What a pleasure to find an old Hollywood movie whose primary conflict is the battle of its two leads to get laid.
I don’t mean it in the lovey-dovey romantic ideal sort of way, I mean I Was A War Bride is about the impossible logistics of two people knocking boots in the middle of an armed conflict. In 1949 this was certainly a cheeky topic. Nowadays, it’s downright scandalous.
Frenchman Henri (Cary Grant) and American Catherine (Ann Sheridan) work together on a mission, fall in love, and get married. But on their wedding night, just before magic time, Catherine is ordered to return to the United States. Not only do they lose their wedding night, they end up shacking up at a friend’s where Henri has to sleep in the bathtub (“What an awful place for a faucet!” “Where?” “My back!”). Even worse, with Henri yet to get an American passport, there seems no way the two lovebirds can remain together. Ah but an obscure congressional law allows travel permits for war brides. “It says spouses, it doesn’t mention sex,” says the officer advising Henri and Catherine. “I’m convinced the American army doesn’t believe in it!” replies Henri.
War Bride is basically a 105 minute emasculation session for poor Cary Grant, and, sincerely, there’s no one I’d rather see in the role. The entire movie builds to the moment when Henri will have to stop saying he’s a bride and start dressing like one, and it’s still an enormous laugh when we see Grant in a horse hair wig and stockings.
The movie makes fun of sexism without ever becoming sexist itself. For 1949, it’s practically progressive, since the scenes before the couple’s marriage show Henri, rather than Catherine, to be the incompetent. She’s the one who can drive a motorcycle, and it’s she who finds their mission target, a black market dealer named (interestingly enough) Schindler. Grant’s character even addresses the topic during an endless night spent searching for a place to sleep. He comes upon yet another women-only dormitory, and the guard outside apologetically denies him entry. “Have you ever noticed that women always get a place to sleep? I wonder why that is,” Henri asks. The guard replies, “Well I suppose it’s because they’re the weaker sex.” “I don’t believe it. They’re stronger,” Henri says, “and do you know why? Because they get enough sleep, that’s why.”

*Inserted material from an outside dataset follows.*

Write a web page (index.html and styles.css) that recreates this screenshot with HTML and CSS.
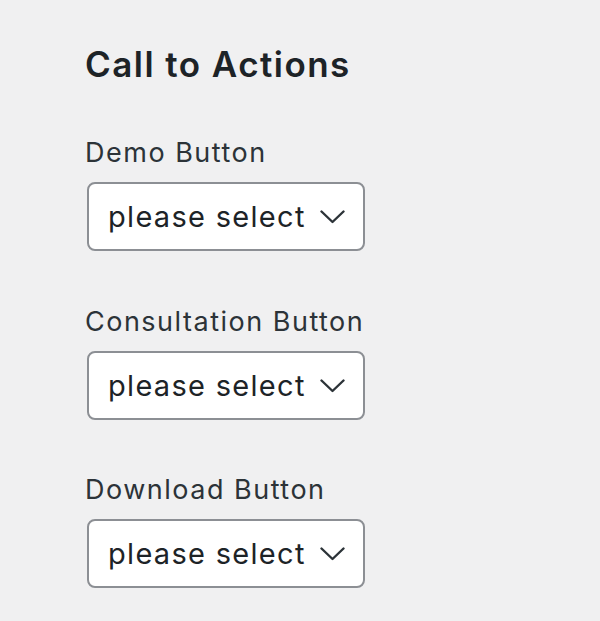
FILE: index.html
```html
<!DOCTYPE html>
<html>
<head>
<meta charset="utf-8">
<link rel="stylesheet" href="styles.css">
</head>
<body>
<div class="panel">
  <h2 class="title">Call to Actions</h2>
  <div class="field">
    <label class="label">Demo Button</label>
    <div class="select-wrap">
      <select class="select"><option>please select</option></select>
      <svg class="chev" width="25" height="14" viewBox="0 0 25 14"><path d="M1.5 1.5 L12.5 12 L23.5 1.5" fill="none" stroke="#2c3338" stroke-width="2.4" stroke-linecap="round" stroke-linejoin="round"/></svg>
    </div>
  </div>
  <div class="field">
    <label class="label">Consultation Button</label>
    <div class="select-wrap">
      <select class="select"><option>please select</option></select>
      <svg class="chev" width="25" height="14" viewBox="0 0 25 14"><path d="M1.5 1.5 L12.5 12 L23.5 1.5" fill="none" stroke="#2c3338" stroke-width="2.4" stroke-linecap="round" stroke-linejoin="round"/></svg>
    </div>
  </div>
  <div class="field">
    <label class="label">Download Button</label>
    <div class="select-wrap">
      <select class="select"><option>please select</option></select>
      <svg class="chev" width="25" height="14" viewBox="0 0 25 14"><path d="M1.5 1.5 L12.5 12 L23.5 1.5" fill="none" stroke="#2c3338" stroke-width="2.4" stroke-linecap="round" stroke-linejoin="round"/></svg>
    </div>
  </div>
</div>
</body>
</html>
```
FILE: styles.css
```css
html, body {
  margin: 0;
  padding: 0;
  background: #f0f0f1;
}
body {
  font-family: Inter, "Noto Sans", sans-serif;
  color: #1d2327;
}
.panel {
  padding: 41px 0 0 85px;
  display: flex;
  flex-direction: column;
}
.title {
  margin: 0 0 49px 0;
  font-size: 35px;
  font-weight: 600;
  line-height: 46px;
  color: #1d2327;
  letter-spacing: 1.45px;
}
.field {
  display: flex;
  flex-direction: column;
  margin-bottom: 53.5px;
}
.label {
  font-size: 27px;
  line-height: 34px;
  color: #2c3338;
  margin-bottom: 12px;
  letter-spacing: 1.5px;
}
.select-wrap {
  position: relative;
  width: 278px;
  height: 69px;
  margin-left: 2px;
}
.select {
  -webkit-appearance: none;
  appearance: none;
  box-sizing: border-box;
  width: 278px;
  height: 69px;
  border: 2px solid #8c8f94;
  border-radius: 8px;
  background: #fff;
  padding: 0 0 0 19px;
  font-family: Inter, "Noto Sans", sans-serif;
  font-size: 29px;
  color: #1d2327;
  letter-spacing: 1.3px;
  margin: 0;
}
.chev {
  position: absolute;
  right: 20px;
  top: 28px;
  pointer-events: none;
}
```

I Was A Male War Bride is one of dozens of romantic comedies predicated on the tension that arises when the two leads can’t figure out how to get together. These days, the devices employed to keep cinematic lovers apart are so forced they frustrate audiences instead of delighting them. War Bride is from different stock: Henri and Catherine’s struggles are never less than completely organic and their heroic clinch in the film’s final shot produces a sensation in the viewer that can only be described as orgasmic.